Saturday, January 28, 2006

"All you need is...."

When asked to complete the above phrase, 76% of moderately to highly literate English speakers responded: "love". Five percent said "duct tape". Three percent: "a few good yen", and the rest were evenly torn between "a phat ride", "a pair of titanium barber's shears", "grandmas's home-cooked stew", and "faith".

One polled marketing accountant went so far as to say, "all you need is humility," but the interview was cut short when he was dragged into the alleyway by a gang of 14 year old BMX bikers wearing jackets that read: Peace, SK8, ride or die, bra.

Samantha Sans, a free-thinking hair stylist from Paris, Texas reported, "all anyone really needs is security. Security and a bed on the table." She was supported by the enthusiastic nods of four, recently nail-manicured ladies on their way to the outlet mall. (They all also agreed that "nothing in the world beats Grillin Willy's chili cheese fries.")

But, I just don't know...
I mean, I agree that all we essentially really need is Love, but in my experience, it never hurts to have a staple gun, a passport, a ball of twine and some hydrogen peroxide either.

No, but really... on a serious note, this Love thing can be a real tough cookie on your plate. You'd think if it were really the ONLY thing we needed, it would be a little easier to bite into (otherwise, our species would have died off by now). You'd think it would be more like a cube of tofu that tastes like sunset and inside jokes and slides down your throat without requiring 93 volumes of disclaimers...

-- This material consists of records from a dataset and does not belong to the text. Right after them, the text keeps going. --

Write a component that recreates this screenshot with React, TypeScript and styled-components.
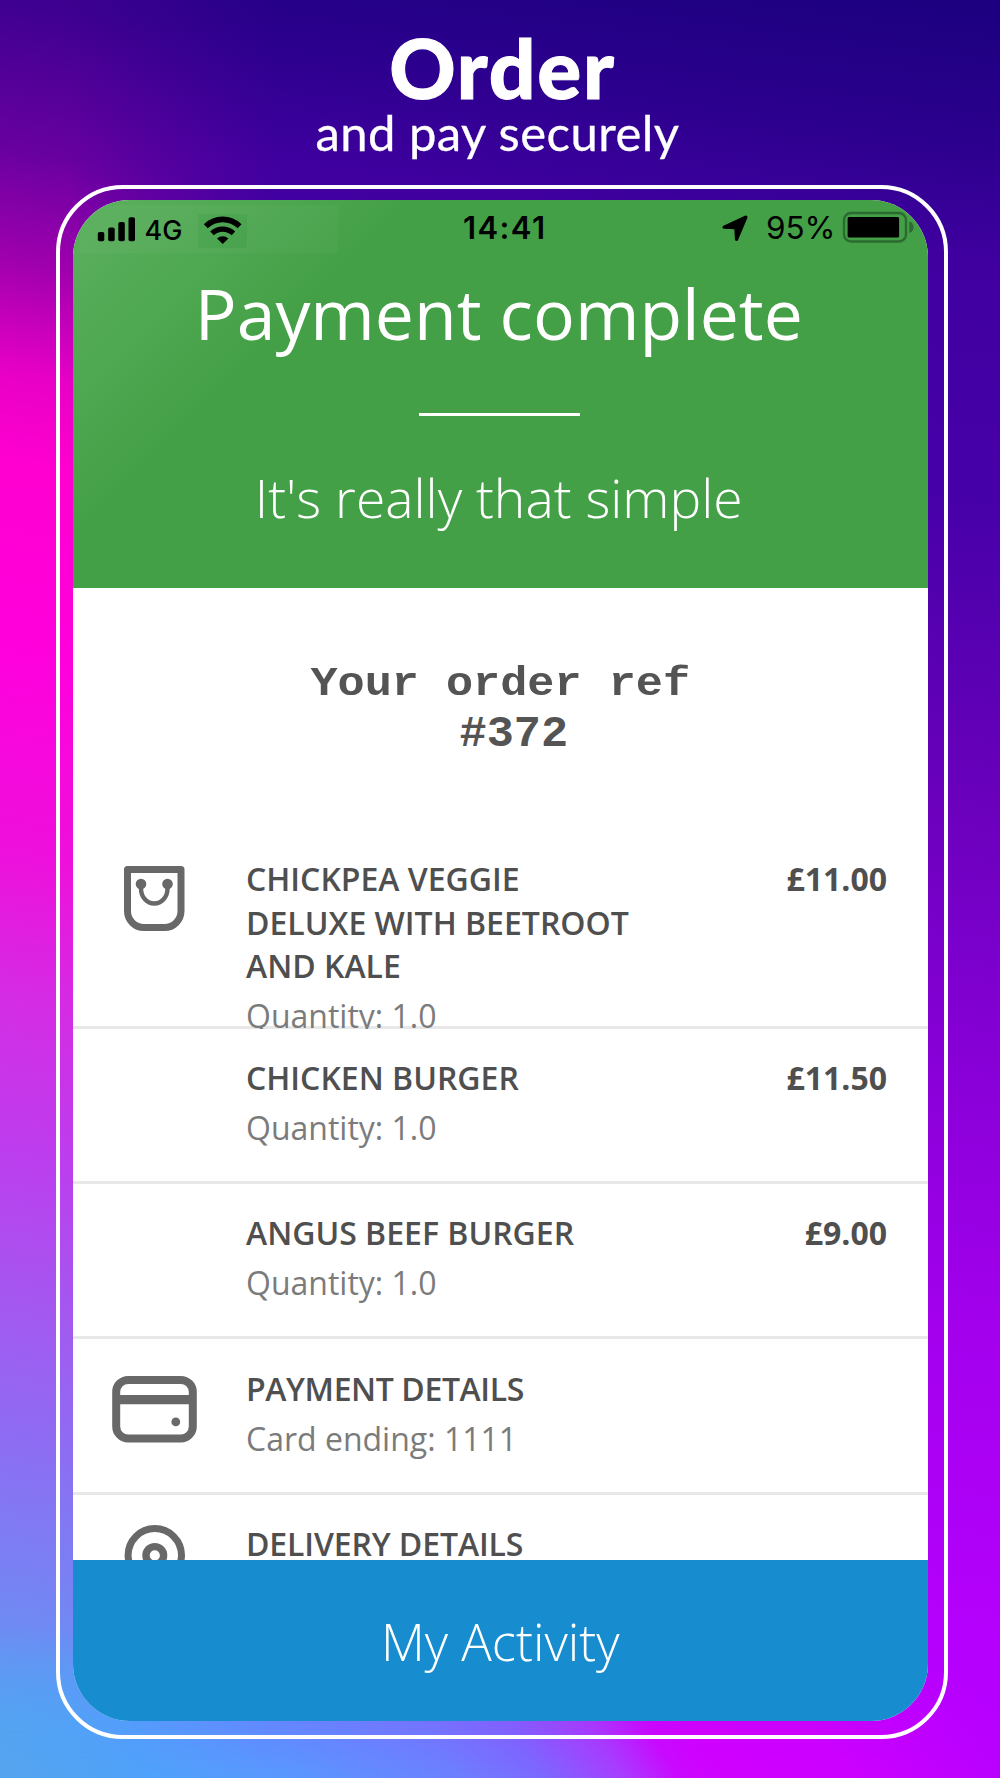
import React from 'react';
import styled, { createGlobalStyle } from 'styled-components';

const GlobalStyle = createGlobalStyle`
  *, *::before, *::after { box-sizing: border-box; }
  html, body { margin: 0; padding: 0; }
`;

const Page = styled.main`
  position: relative;
  isolation: isolate;
  width: 1000px;
  height: 1778px;
  overflow: hidden;
  display: flex;
  flex-direction: column;
  font-family: 'Open Sans', sans-serif;
  background: linear-gradient(
    188deg,
    #1b007f 0%,
    #2a008c 7%,
    #4000a0 14%,
    #4600a8 26%,
    #6a00bc 42%,
    #8400d4 54%,
    #a400ee 70%,
    #b400fc 85%,
    #b900ff 100%
  );

  &::before {
    content: '';
    position: absolute;
    inset: 0;
    z-index: -1;
    background: linear-gradient(
      190deg,
      #2c0088 0%,
      #3e0090 9%,
      #6800a0 16.5%,
      #a000ae 22.3%,
      #e800c6 28%,
      #ff00d0 32.5%,
      #ff00dc 42%,
      #ee10dc 52.5%,
      #d42ce4 60%,
      #bc3eee 68%,
      #a458f0 75.6%,
      #8c6ef3 83%,
      #7a80f3 89%,
      #6a90f3 93.5%,
      #54a4ef 100%
    );
    mask-image: linear-gradient(to right, #000 0%, #000 7%, transparent 28%);
  }

  &::after {
    content: '';
    position: absolute;
    left: 0;
    right: 0;
    bottom: 0;
    height: 150px;
    z-index: -1;
    background: linear-gradient(
      60deg,
      #55a4ee 0%,
      #4fa2fb 14%,
      #5a96ff 28%,
      #6c80ff 42%,
      #7c68ff 50%,
      #a83cff 57.5%,
      #ca08ff 62.5%,
      #d000ff 67%,
      #cc00ff 78%,
      #b800ff 93%,
      #b600ff 100%
    );
    mask-image: linear-gradient(to top, #000 0%, rgba(0, 0, 0, 0.9) 38%, transparent 100%);
  }
`;

const Headline = styled.header`
  height: 185px;
  flex: none;
  display: flex;
  flex-direction: column;
  align-items: center;
  padding-top: 25px;
  color: #fff;
  font-family: Lato, sans-serif;
`;

const HeadlineTitle = styled.h1`
  margin: 0;
  font-size: 82px;
  line-height: 84px;
  font-weight: 900;
  letter-spacing: 1.8px;
  padding-left: 5px;
  -webkit-text-stroke: 1px #fff;
`;

const HeadlineText = styled.p`
  margin: 0;
  margin-top: -2px;
  font-size: 49px;
  line-height: 50px;
  letter-spacing: 0.45px;
  padding-right: 5px;
  -webkit-text-stroke: 0.3px #fff;
`;

const Frame = styled.div`
  flex: none;
  width: 892px;
  height: 1554px;
  margin-left: 56px;
  padding: 11px 16px 14px 12.5px;
  border: 4px solid #fff;
  border-radius: 67px;
`;

const Screen = styled.section`
  width: 100%;
  height: 100%;
  border-radius: 57px;
  overflow: hidden;
  background: #fff;
  display: flex;
  flex-direction: column;
`;

const Banner = styled.div`
  height: 388px;
  flex: none;
  display: flex;
  flex-direction: column;
  align-items: center;
  color: #fff;
  background: linear-gradient(135deg, #5cb05f 0%, #4fa852 15%, #44a047 27%);
`;

const StatusBar = styled.div`
  align-self: stretch;
  height: 58px;
  flex: none;
  display: grid;
  grid-template-columns: 1fr auto 1fr;
  color: #000;
  font-family: Inter, sans-serif;
`;

const Carrier = styled.div`
  display: flex;
  align-items: flex-start;
  width: 258px;
  height: 48px;
  margin: 5px 0 0 7px;
  padding-left: 17px;
  background: rgba(255, 255, 255, 0.03);

  svg { flex: none; }
`;

const Network = styled.span`
  margin: 9px 0 0 10px;
  width: 53px;
  font-size: 27px;
  line-height: 34px;
  font-weight: 500;
`;

const WifiBox = styled.span`
  margin-top: 9px;
  width: 49px;
  height: 34px;
  background: rgba(40, 140, 50, 0.16);
`;

const Clock = styled.span`
  padding: 9px 0 0 9px;
  font-size: 31px;
  line-height: 38px;
  font-weight: 600;
  letter-spacing: 1.4px;
`;

const Power = styled.div`
  display: flex;
  justify-content: flex-end;
  padding-right: 14.5px;

  svg { flex: none; }
`;

const Charge = styled.span`
  padding-top: 9px;
  margin: 0 6px 0 17.5px;
  font-size: 31.5px;
  line-height: 38px;
`;

const BannerTitle = styled.h2`
  margin: 7px 3px 0 0;
  font-size: 69.7px;
  line-height: 97px;
  font-weight: 400;
`;

const Rule = styled.div`
  width: 161px;
  height: 3px;
  margin-top: 51px;
  margin-right: 1px;
  background: #fff;
`;

const BannerText = styled.p`
  margin: 45px 3px 0 0;
  font-size: 53.4px;
  line-height: 74px;
  font-weight: 300;
`;

const OrderRef = styled.div`
  flex: none;
  height: 242px;
  padding-top: 70px;
  text-align: center;
  white-space: pre;
  font-family: 'Liberation Mono', monospace;
  font-weight: 700;
  font-size: 45.2px;
  line-height: 51px;
  color: #545454;
`;

const RefLabel = styled.div`
  transform: scaleY(0.88);
  transform-origin: 50% 37.6px;
`;

const RefNumber = styled.div`
  letter-spacing: 0;
`;

const List = styled.div`
  flex: 1;
  min-height: 0;
  overflow: hidden;
`;

const Row = styled.article<{ $height: number }>`
  display: grid;
  grid-template-columns: 163.5px 405px 1fr;
  height: ${(p) => p.$height}px;
  padding: 27.3px 41px 0 0;
  overflow: hidden;
  box-shadow: inset 0 -3px #e8e8e8;
`;

const IconCell = styled.div`
  display: flex;
  justify-content: center;
  align-items: flex-start;
`;

const RowBody = styled.div`
  padding-left: 10px;
`;

const RowTitle = styled.h3<{ $tracking?: number }>`
  margin: 0;
  font-size: 32px;
  line-height: 43.6px;
  font-weight: 600;
  letter-spacing: ${(p) => p.$tracking ?? 0}px;
  color: #4f4f4f;
`;

const RowNote = styled.p`
  margin: 6.4px 0 0;
  font-size: 32px;
  line-height: 43.6px;
  color: #7b7b7b;
`;

const Price = styled.span`
  text-align: right;
  font-size: 32px;
  line-height: 43.6px;
  font-weight: 700;
  color: #4f4f4f;
`;

const ActivityButton = styled.button`
  flex: none;
  height: 161px;
  border: 0;
  padding: 1px 0 0;
  background: #178dcf;
  color: #fff;
  font-family: 'Open Sans', sans-serif;
  font-size: 50.8px;
  font-weight: 300;
`;

const ICON = '#686868';

const SignalIcon = () => (
  <svg width="38" height="48" viewBox="97 205 38 48">
    <rect x="97.8" y="232" width="6.5" height="9.3" rx="1.8" />
    <rect x="108.2" y="227.5" width="6.5" height="13.8" rx="1.8" />
    <rect x="118.3" y="222" width="6.5" height="19.3" rx="1.8" />
    <rect x="128.5" y="217.3" width="6.5" height="24" rx="1.8" />
  </svg>
);

const WifiIcon = () => (
  <svg width="49" height="34" viewBox="198 214 49 34">
    <g fill="none" stroke="#000">
      <path d="M205.8 226.3a24.2 24.2 0 0 1 33.8 0" strokeWidth="5.6" />
      <path d="M212 233.4a15.6 15.6 0 0 1 21.4 0" strokeWidth="5.2" />
    </g>
    <path d="M217 238.4a8.6 8.6 0 0 1 11.4 0l-5.7 5.7z" />
  </svg>
);

const LocationIcon = () => (
  <svg width="26" height="58" viewBox="723 199.5 26 58">
    <path
      d="M746.2 216 724.8 225.8c-1 .5-.8 1.7.3 1.8l10.9.5.6 10.7c.1 1.2 1.4 1.3 1.9.3l9.2-21.800c.5-1.200-.4-1.800-1.500-1.300z"
      stroke="#000"
      strokeWidth="1.4"
      strokeLinejoin="round"
    />
  </svg>
);

const BatteryIcon = () => (
  <svg width="72" height="58" viewBox="842 200 72 58">
    <rect x="844" y="213" width="62" height="28.5" rx="7" fill="none" stroke="#2b6a30" strokeWidth="2.4" />
    <rect x="847.6" y="216.9" width="51.5" height="20.7" rx="1.5" />
    <path d="M909.3 221.5c3 .8 4.2 3 4.2 5.7s-1.200 4.900-4.200 5.700z" fill="#2b6a30" />
  </svg>
);

const BagIcon = () => (
  <svg width="61" height="76" viewBox="124 857 61 76">
    <path d="M127.5 869.500h53.500V911a16.500 16.500 0 0 1-16.500 16.500h-20.500A16.500 16.500 0 0 1 127.500 911z" fill="none" stroke={ICON} strokeWidth="7" strokeLinejoin="round" />
    <path d="M141 884v5a12.400 13.500 0 0 0 26.500 0v-5" fill="none" stroke={ICON} strokeWidth="4.4" />
    <circle cx="141" cy="884" r="5.3" fill={ICON} />
    <circle cx="167.5" cy="884" r="5.3" fill={ICON} />
  </svg>
);

const CardIcon = () => (
  <svg width="85" height="88" viewBox="112.5 1366.4 85 88">
    <rect x="116.7" y="1379.3" width="76.6" height="58.6" rx="12" fill="none" stroke={ICON} strokeWidth="8" />
    <path d="M118 1399h75" stroke={ICON} strokeWidth="9.3" />
    <circle cx="176.3" cy="1421.3" r="4.4" fill={ICON} />
  </svg>
);

const PinIcon = () => (
  <svg width="61" height="76" viewBox="125 1521.6 61 76">
    <path d="M155.8 1528.200a26.700 26.700 0 0 0-26.700 26.700c0 13 12 26 26.700 38 14.700-12 26.700-25 26.700-38a26.700 26.700 0 0 0-26.700-26.700z" fill="none" stroke={ICON} strokeWidth="7" />
    <circle cx="155.8" cy="1555" r="8.8" fill="none" stroke={ICON} strokeWidth="7.4" />
  </svg>
);

type Entry = {
  title: string;
  note: string;
  price?: string;
  icon?: React.ReactNode;
  height: number;
  tracking?: number;
};

const entries: Entry[] = [
  { title: 'CHICKPEA VEGGIE DELUXE WITH BEETROOT AND KALE', note: 'Quantity: 1.0', price: '£11.00', icon: <BagIcon />, height: 199 },
  { title: 'CHICKEN BURGER', note: 'Quantity: 1.0', price: '£11.50', height: 155.2 },
  { title: 'ANGUS BEEF BURGER', note: 'Quantity: 1.0', price: '£9.00', height: 155.2 },
  { title: 'PAYMENT DETAILS', note: 'Card ending: 1111', icon: <CardIcon />, height: 155.2, tracking: -0.4 },
  { title: 'DELIVERY DETAILS', note: '', icon: <PinIcon />, height: 155.2, tracking: -0.12 },
];

export default function App() {
  return (
    <Page>
      <GlobalStyle />
      <Headline>
        <HeadlineTitle>Order</HeadlineTitle>
        <HeadlineText>and pay securely</HeadlineText>
      </Headline>
      <Frame>
        <Screen>
          <Banner>
            <StatusBar>
              <Carrier>
                <SignalIcon />
                <Network>4G</Network>
                <WifiBox><WifiIcon /></WifiBox>
              </Carrier>
              <Clock>14:41</Clock>
              <Power>
                <LocationIcon />
                <Charge>95%</Charge>
                <BatteryIcon />
              </Power>
            </StatusBar>
            <BannerTitle>Payment complete</BannerTitle>
            <Rule />
            <BannerText>It's really that simple</BannerText>
          </Banner>
          <OrderRef>
            <RefLabel>Your order ref</RefLabel>
            <RefNumber>{'\u00a0#372'}</RefNumber>
          </OrderRef>
          <List>
            {entries.map((e) => (
              <Row key={e.title} $height={e.height}>
                <IconCell>{e.icon}</IconCell>
                <RowBody>
                  <RowTitle $tracking={e.tracking}>{e.title}</RowTitle>
                  {e.note && <RowNote>{e.note}</RowNote>}
                </RowBody>
                {e.price && <Price>{e.price}</Price>}
              </Row>
            ))}
          </List>
          <ActivityButton>My Activity</ActivityButton>
        </Screen>
      </Frame>
    </Page>
  );
}
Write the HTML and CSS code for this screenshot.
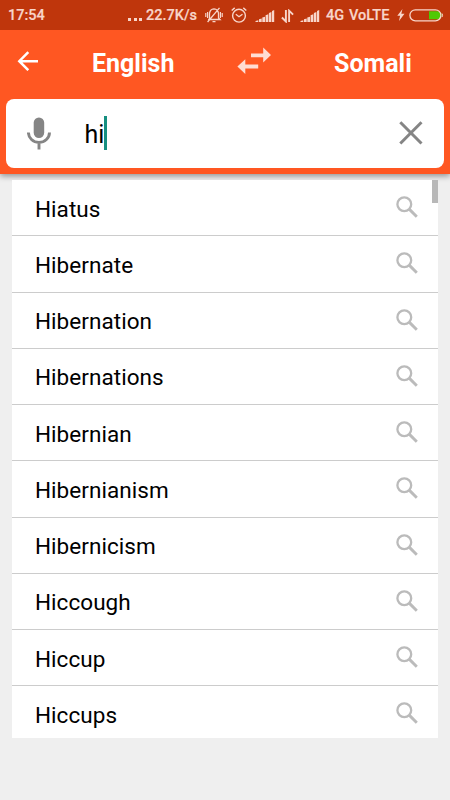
FILE: index.html
```
<!DOCTYPE html>
<html lang="en">
<head>
<meta charset="utf-8">
<title>English – Somali</title>
<link rel="stylesheet" href="styles.css">
</head>
<body>
<svg class="defs" width="0" height="0">
  <symbol id="search" viewBox="0 0 22 22"><circle cx="8.300" cy="8.200" r="6.900" fill="none" stroke="currentColor" stroke-width="2.300"/><path d="M13.200 13.100 20.800 20.700" stroke="currentColor" stroke-width="2.900"/></symbol>
  <symbol id="signal" viewBox="0 0 20 14"><path d="M.5 13v-1l2.800-.8V13zM4 13v-2.700l2.700-.8V13zM7.300 13V8.500l2.700-.8V13zM10.600 13V6.300l2.700-1V13zM13.900 13V4l2.500-1v10zM17 13V2l2.200-1v12z" fill="currentColor"/></symbol>
</svg>
<header class="header">
  <div class="status">
    <span class="clock">17:54</span>
    <span class="dots"><i></i><i></i><i></i></span>
    <span class="speed">22.7K/s</span>
    <svg class="mute" width="18" height="16" viewBox="0 0 18 16" fill="none" stroke="currentColor"><path d="M4.500 12V6.500Q5 2 9 1.800 13 2 13.500 6.500V11L15 12.500H3.200zM7.500 14.700h3M2.600 15 14.500.8" stroke-width="1.300"/><path d="M.8 6v4M2.600 5v6M15.400 5v6M17.200 6v4" stroke-width="1.200"/></svg>
    <svg class="alarm" width="16" height="16" viewBox="0 0 16 16" fill="none" stroke="currentColor" stroke-width="1.400"><circle cx="8" cy="8.700" r="6.400"/><path d="M.7 3.500 3.700.9M12.300.9l3 2.600M4.800 7.300 8 9.700l3.500-2.500"/></svg>
    <svg class="signal" width="20" height="14"><use href="#signal"/></svg>
    <svg class="data" width="13" height="14" viewBox="0 0 13 14" fill="none" stroke="currentColor" stroke-width="1.900"><path d="M4.900 1v11.500L.9 8.500M8.100 13V1.700l4 4"/></svg>
    <svg class="signal" width="20" height="14"><use href="#signal"/></svg>
    <span class="net">4G</span>
    <span class="volte">VoLTE</span>
    <svg class="bolt" width="8" height="12" viewBox="0 0 8 12"><path d="M5.500 0 .3 6.800h2.800L2 12l5.500-7.200H4.300z" fill="currentColor"/></svg>
    <svg class="battery" width="35" height="13" viewBox="0 0 35 13"><path d="M20 2.200h8.500a4 4 0 0 1 0 8.100H20z" fill="#4fc904"/><rect x=".9" y=".8" width="31" height="11" rx="5.500" fill="none" stroke="currentColor" stroke-width="1.300"/><path d="M33 4.500q1.200 1.800 0 3.600" fill="none" stroke="currentColor"/></svg>
  </div>
  <div class="languages">
    <svg class="back" width="22" height="20" viewBox="0 0 22 20" fill="none" stroke="#fff" stroke-width="2.500"><path d="M21 10.200H2.500M11.300 1.200 2.300 10.200l9 9"/></svg>
    <span class="lang from">English</span>
    <svg class="swap" width="35" height="28" viewBox="0 0 35 28"><path d="M14 6.400h12.200V.5L34 8l-7.800 7.500v-5.300H14zM21.200 17.500H8.300V12.300L.4 19.500l7.900 7.500v-5.500h12.900z" fill="#ffddd3"/></svg>
    <span class="lang to">Somali</span>
  </div>
  <div class="search">
    <svg class="mic" width="24" height="33" viewBox="0 0 24 33"><rect x="6.700" y=".5" width="10.500" height="20.500" rx="5.200" fill="#858585"/><path d="M1.400 15.500a10.550 9.900 0 0 0 21.100 0M12 25.300v7.200" fill="none" stroke="#858585" stroke-width="2.900"/></svg>
    <span class="query">hi</span><span class="caret"></span>
    <svg class="clear" width="24" height="24" viewBox="0 0 24 24"><path d="M1.300 1.300 22.500 22.500M22.500 1.300 1.300 22.500" stroke="#858585" stroke-width="3"/></svg>
  </div>
</header>
<main class="results">
  <div class="row"><span>Hiatus</span><svg><use href="#search"/></svg></div>
  <div class="row"><span>Hibernate</span><svg><use href="#search"/></svg></div>
  <div class="row"><span>Hibernation</span><svg><use href="#search"/></svg></div>
  <div class="row"><span>Hibernations</span><svg><use href="#search"/></svg></div>
  <div class="row"><span>Hibernian</span><svg><use href="#search"/></svg></div>
  <div class="row"><span>Hibernianism</span><svg><use href="#search"/></svg></div>
  <div class="row"><span>Hibernicism</span><svg><use href="#search"/></svg></div>
  <div class="row"><span>Hiccough</span><svg><use href="#search"/></svg></div>
  <div class="row"><span>Hiccup</span><svg><use href="#search"/></svg></div>
  <div class="row"><span>Hiccups</span><svg><use href="#search"/></svg></div>
  <div class="scrollbar"></div>
</main>
</body>
</html>
```
FILE: styles.css
```
* { box-sizing: border-box; }
body {
  margin: 0;
  height: 800px;
  overflow: hidden;
  background: #efefef;
  font-family: Roboto, sans-serif;
  color: #000;
}
svg { display: block; flex: none; }
.defs { position: absolute; }
.header {
  position: relative;
  height: 173.500px;
  background: #ff5722;
  box-shadow: 0 2px 6px rgba(0, 0, 0, .4);
}
.status {
  height: 30px;
  padding-left: 8px;
  display: flex;
  align-items: center;
  background: #bf360c;
  color: #f8d5ca;
  font-size: 14.500px;
  font-weight: 500;
  line-height: 30px;
  white-space: nowrap;
}
.clock, .speed, .net, .volte { padding-top: 2px; -webkit-text-stroke: .2px currentColor; }
.clock { width: 120px; }
.dots { width: 18px; display: flex; gap: 2.500px; padding-top: 8px; }
.dots i { width: 3px; height: 3px; background: currentColor; }
.speed { width: 59px; }
.mute { margin-right: 8px; }
.alarm { margin-right: 8px; }
.signal { margin: 2px 6px 0 0; }
.data { margin: 1px 6px 0 0; }
.net { width: 23px; }
.volte { width: 48px; }
.bolt { margin-right: 4px; }
.languages {
  height: 68.500px;
  padding-left: 17px;
  display: flex;
  align-items: center;
  color: #fff;
}
.back { margin-top: -6px; }
.lang { font-size: 25px; font-weight: 700; line-height: 30px; margin-top: -1px; }
.from { margin-left: 53px; width: 145px; }
.swap { margin-top: -6px; }
.to { margin-left: 62px; }
.search {
  height: 69px;
  margin: 0 6px;
  padding: 0 21px 0 20.500px;
  display: flex;
  align-items: center;
  background: #fff;
  border-radius: 8px;
}
.query { margin-left: 34px; padding-top: 3px; font-size: 25px; line-height: 34px; }
.caret { width: 2.300px; height: 34px; background: #168f80; }
.clear { margin-left: auto; }
.results {
  position: relative;
  margin: 6.500px 12.500px 0 12px;
  background: #fff;
}
.row {
  height: 56.250px;
  padding: 0 19.500px 0 23px;
  display: flex;
  align-items: center;
  justify-content: space-between;
  border-bottom: 1px solid #ccc;
  font-size: 22.500px;
  line-height: 28px;
}
.row span { padding-top: 2px; letter-spacing: .05px; }
.row:nth-child(10) { height: 51.500px; padding-top: 3.500px; border-bottom: 0; }
.row svg { width: 22px; height: 22px; margin-top: -1px; color: #bbb; }
.scrollbar {
  position: absolute;
  top: 0;
  right: 0;
  width: 5.500px;
  height: 22.500px;
  background: #b8b8b8;
}
```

(Use Love only after consulting your doctor. Do not use Love if you have previously tried it, if you have ever lost a sock, found a hair in your salad, chased a grasshopper, bred pygmies, felt the "groove", slept on your side, tried to count the stars, cursed an appliance, 'mooed' at a cow, swallowed a coin, or if you believe yourself to be mostly human. Love may cause possible side-effects which include, but are not limited to: nausea, dementia, giddiness, euphoria, upset stomach, excessive smiling, bad poetry writing, crying, unwarranted exultation, googly-eyedness, weight-loss, weight-gain, weightlessness, uncontrolled laughing, vomiting, "this song is about me!" exclaiming, light-headedness, intense introspection, jealousy, paranoia, selfless caring, lunacy, and loss of mind. Should you experience any of these things, consult your physician, and immediately consider dropping out and tuning in.)

Uh... I seem to have gotten a bit sidetracked (not to mention nauseated, demented and giddy)... But, to get back to the issue at hand...

All you need is---

Ah, hell, I don't know...

But I have yet to go wrong with: a few intelligent and good people around, a sense of humour, and a can of WD40.

7 comments:

dingobear said...

Hi -c, good, thoughtful post. Maybe at the end of the day, all you need is to be comfortable with the fact that you really don't need anything. But the romantic in me also concurs with the 76%. Perhaps what makes luv great is that it really is more rare than many of us would like it to be but when it works, nothing else compares.

Off topic: by the way, I hope you don't mind but I put a direct link to your blog on my site without your express written or verbal consent. You know, I'm lazy and can't be expected to type http://www.upthecreee etc. everytime I want to read your writing!

F

other said...

you didn't even mention psychotropics--are you slipping?

kyokoshell said...

all you need is love, woaaa
i agree. recently reformed, newly uncynicized, like a baby blinking at the world

duct tape is key. duct tape makes the world go round. this is a proven fact.

however...LOVE takes the daily application of duct tape to a whole new level. even when your hands are covered in gray snoogies, and you dont know whether to snip the red or the blue wire...love is all we need, woah

76 me too

Rabin said...

"on a serious note", now thats a term I never thought I would see in this blog :P

If all you need is love and might i suggest JLo? apparently her love don't cost a thing, brittney spear's on the other hand comes at $2.49 a pound.

Anonymous said...

...grub.

frustratedwriter said...

I thought all you needed was Tabasco sauce. It spices everything up and you can take it just about anywhere, making it the perfect date. It will only allow you to enjoy "her" in short doses, gives you a warm feeling after enjoying "her" and in a few hours you will have a thoughtful reminder of how precious your time with "her" had been.

If the Beatles had only known.

-c said...

dingobear- It's the end of the day and I'm comfortable with the fact that I need nothing. But, damn, how I'd kill for some enchiladas...PS- Thanks for the link!

other- I thought psychotropics were just assumed. You know, mixed in with everyone's Whoppers and all...

kyokoshell- welcome to the club! Ain't it grand?

Rabin- Haha! Boy, brittney prices are sure sky-rocketing! I remember the day when you could get a lb of her love for a quarter!

anonymous- Yup. All you need is grub!

frustrated- Hehe! So it was you I saw the other night walking along the Santa Monica pier, hand-in-hand with a tabasco bottle!